Posted 12 January 2018 - 07:41 PM

 

Well that turned out poorly after a great start.

 

-drl

Rats! I've blown it drl - I didn't realise you had such interest/enthusiasm for my scope "project"...tbh, for someone such as yourself who seems to post so often on so many threads here, I'd presumed you had almost no interest whatsoever in it with just a single "Like" registered from you for anything I've posted here, & that way down in Post #49 for a pikky of the Moon - what have I done!?! rofl2.gif

 

That's really not the point. These scopes were from a specific era when quality was high, and price was relatively low, consumers world-wide had the wherewithal to purchase them, interest in science was at an all-time high, optimism for the future was colored by fear of self-annihilation - and many of us lived through it and received the classic telescopes during the course of our science education. For many of us that first telescope was a pivotal event. To take one of this class and butcher it this way is unthinkable to many of us.
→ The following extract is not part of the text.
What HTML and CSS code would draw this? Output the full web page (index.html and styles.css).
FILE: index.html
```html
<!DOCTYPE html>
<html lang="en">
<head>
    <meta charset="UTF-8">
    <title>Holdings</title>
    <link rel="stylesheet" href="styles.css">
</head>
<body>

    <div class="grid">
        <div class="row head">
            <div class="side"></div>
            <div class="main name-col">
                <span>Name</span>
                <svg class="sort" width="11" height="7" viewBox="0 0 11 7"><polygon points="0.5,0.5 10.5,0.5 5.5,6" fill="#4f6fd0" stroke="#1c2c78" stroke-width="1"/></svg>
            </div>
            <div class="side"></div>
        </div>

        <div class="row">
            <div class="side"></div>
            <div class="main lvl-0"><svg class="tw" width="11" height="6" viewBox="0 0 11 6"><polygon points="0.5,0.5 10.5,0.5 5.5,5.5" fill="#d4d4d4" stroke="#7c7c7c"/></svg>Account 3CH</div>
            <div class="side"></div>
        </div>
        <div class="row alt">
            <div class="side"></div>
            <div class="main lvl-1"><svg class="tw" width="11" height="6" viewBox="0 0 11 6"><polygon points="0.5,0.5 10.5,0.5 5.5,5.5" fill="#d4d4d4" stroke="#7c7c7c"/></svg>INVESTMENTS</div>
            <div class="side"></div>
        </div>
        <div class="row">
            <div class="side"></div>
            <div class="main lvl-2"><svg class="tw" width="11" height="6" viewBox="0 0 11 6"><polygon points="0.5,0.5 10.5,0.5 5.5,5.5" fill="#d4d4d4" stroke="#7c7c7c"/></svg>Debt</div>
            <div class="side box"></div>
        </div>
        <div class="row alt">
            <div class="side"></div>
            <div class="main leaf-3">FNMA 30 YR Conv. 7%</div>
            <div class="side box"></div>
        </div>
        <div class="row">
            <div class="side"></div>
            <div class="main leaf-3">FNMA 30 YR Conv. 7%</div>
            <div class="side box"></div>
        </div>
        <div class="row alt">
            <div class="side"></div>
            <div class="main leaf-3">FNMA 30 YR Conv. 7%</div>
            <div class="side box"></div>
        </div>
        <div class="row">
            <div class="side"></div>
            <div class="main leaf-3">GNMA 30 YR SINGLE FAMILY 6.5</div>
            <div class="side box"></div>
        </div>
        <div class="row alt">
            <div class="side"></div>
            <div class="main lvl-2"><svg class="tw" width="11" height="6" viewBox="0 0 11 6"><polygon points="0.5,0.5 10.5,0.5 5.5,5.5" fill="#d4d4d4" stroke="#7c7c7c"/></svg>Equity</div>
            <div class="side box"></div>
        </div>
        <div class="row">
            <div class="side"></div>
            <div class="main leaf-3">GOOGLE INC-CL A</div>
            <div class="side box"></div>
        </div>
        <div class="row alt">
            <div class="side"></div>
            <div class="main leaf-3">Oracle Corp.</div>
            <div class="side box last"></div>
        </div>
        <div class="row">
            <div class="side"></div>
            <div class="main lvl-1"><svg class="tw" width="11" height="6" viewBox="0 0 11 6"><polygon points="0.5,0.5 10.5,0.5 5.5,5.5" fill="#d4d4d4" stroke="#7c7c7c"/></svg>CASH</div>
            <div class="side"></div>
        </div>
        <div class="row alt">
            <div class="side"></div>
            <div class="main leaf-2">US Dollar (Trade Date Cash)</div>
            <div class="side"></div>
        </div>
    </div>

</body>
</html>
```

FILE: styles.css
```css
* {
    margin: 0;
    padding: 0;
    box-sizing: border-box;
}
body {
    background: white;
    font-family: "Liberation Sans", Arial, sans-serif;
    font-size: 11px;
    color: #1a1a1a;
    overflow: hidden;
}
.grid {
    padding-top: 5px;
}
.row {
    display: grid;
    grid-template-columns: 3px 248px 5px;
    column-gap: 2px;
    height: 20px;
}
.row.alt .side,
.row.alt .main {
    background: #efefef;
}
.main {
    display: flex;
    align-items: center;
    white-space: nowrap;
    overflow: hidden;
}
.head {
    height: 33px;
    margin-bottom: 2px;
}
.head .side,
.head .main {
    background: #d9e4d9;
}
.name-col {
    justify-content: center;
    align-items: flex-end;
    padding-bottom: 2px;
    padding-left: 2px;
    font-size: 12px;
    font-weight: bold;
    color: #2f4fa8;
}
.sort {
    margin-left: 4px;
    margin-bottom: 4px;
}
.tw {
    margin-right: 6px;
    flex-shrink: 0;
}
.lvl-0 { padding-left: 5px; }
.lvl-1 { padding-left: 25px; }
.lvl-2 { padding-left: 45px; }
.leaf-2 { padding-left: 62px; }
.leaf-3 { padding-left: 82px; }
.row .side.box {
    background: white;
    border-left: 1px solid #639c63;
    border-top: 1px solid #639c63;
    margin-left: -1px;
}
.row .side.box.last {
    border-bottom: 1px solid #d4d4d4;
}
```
If you want a scope with this cheap focuser but good optics, it would be far better to find a modern version and blind the good old telescope by stealing its objective. At least it would then look like a telescope from the classic era. Better in a sense blind than disfigured.

 

The point is - in classic land there is much more to the story than function. I can improve any one of my classics in dozens of ways, but I leave them be, or restore them to original condition, for the next owner to enjoy.

 

-drl

"Crikey!" as one of those who really is "Old School" used to say down here, what a mouth-full..! bigshock.gif

 

Je ne sais pas quoi dire - you of course have your right to your own opinion; even, if I might suggest, using words such as "imposter"..."butcher"...or "unthinkable to many of us" have less worthy undertones- although at least with that last phrase I appreciate you are making your point as the spokesperson for those "many of us"..!  scratchhead2.gif

 

But I really liked that opening for the 2nd quote above btw...a sort of "Finding Redemption with a Japanese Refractor  in The Valley of  the Shadow of Death..." - I like it a lot, it cracks me up! lol.gif

 

Unfortunately however, it won't make me take this scope apart & revert back to original...nor will it stop me from cracking jokes when I see the kind of absurdist (to me) commentary my activities seemingly evoke!

 

But really my friend, I do think that as in just about every other sphere of activity & existence, there is room for a veritable plethora of viewpoints & approaches that do not require any negative commentary nor pompous declamations: I know you struggle with eccentric bushes...perhaps you struggle with any type of eccentricity - & if so, you & I will never mix..! lol.gifflowerred.gif

 

You can laugh all you want with your little icons but I know my point is valid. I have several period pieces, all optically excellent (that's why I have them), all as they were when I got them, and none of which will be butchered. Hit me with some more icons dude.